Lizbeth Marcs ([identity profile] liz-marcs.livejournal.com) wrote in [personal profile] liz_marcs 2006-02-07 12:46 am (UTC)

Re: A Norwegian pipes up

Like you, I am also being very cynical of news coverage on both sides of the divide.

I'm not denying that there is violence, I'm not denying that it's out of proportion to the supposed insult, and I'm not denying that there are extremists out there who are using this as yet another excuse.

And I sure as hell am not arguing that "angry, rioting Muslims = right" because I'm most definitely not. Burning down embassies, making in dangerous for people of the wrong nationality to even stay in a country, issuing death threats against the cartoonists...no definitely does not fall into the "right" column.

However, Muslims who are insulted by the cartoons absolutely do have the right to call for a boycott on products from X-Y-Z country and they do have a right to argue that they find the caricatures insulting (provided it's done peacefully). These are tactics that are most certainly used in the West and have been for a long time.

Freedom of speech is important and should be defended at all costs. But our peaceful exercise of freedom of speech does not negate someone else's peaceful exercise to counter with speech of their own.

Note the key word being "peaceful" as part of that.

Where I have a problem is the decision to point to peaceful protest and peaceful boycott (which is happening, make no mistake) and putting it in the same bucket as the actions of thugs using this incident as an excuse to be violent. One is not the same as the other, at all.
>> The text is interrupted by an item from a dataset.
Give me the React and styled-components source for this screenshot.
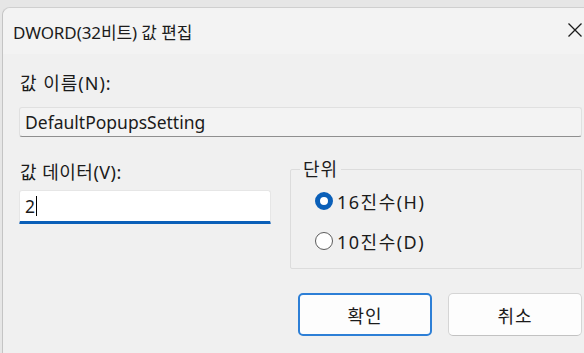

However, I think there's a very good argument that can be made that this whole issue of the cartoons has long ago ceased to be a religious issue and has crossed the line to actually being about other issues. It hasn't helped that the two sides have been spewing hate for years about each other due to everything from "political convenience" to "keeping the populace united and focused on an external enemy so they don't realize just how fucked up their homeland is."

And that's happening on both sides of the "Muslim" and "non-Muslim" world. In the U.S. for example, whenever President Bush's approval rating tanks yet again, he starts squaking about "9/11" and "war on terra" and "they hate us for our freedoms" and "only we can protect you from the big bad terrorists so sit down, shut up, and stop complaining about your eroding civil rights" like a pull-string Chatty Cathy or a well-trained monkey.

There are, in fact, an awful lot of Muslim clerics out there calling for calm, there are a lot of secular and moderate Muslims that are positively horrified about what's happening.

This is not the "Muslim World" vs. "Non-Muslim World" knock-down, drag-out that's being painted on both sides of the divide. However, I think there are some pretty powerful interests out there (again on both sides) that are invested into turning this chaos into just that.

My big concern is that someone, somewhere is going to use this as an excuse for a war because, damn, wars had started over a lot less.

If cooler heads don't prevail and pull both sides back from the brink, we're all in a lot of trouble.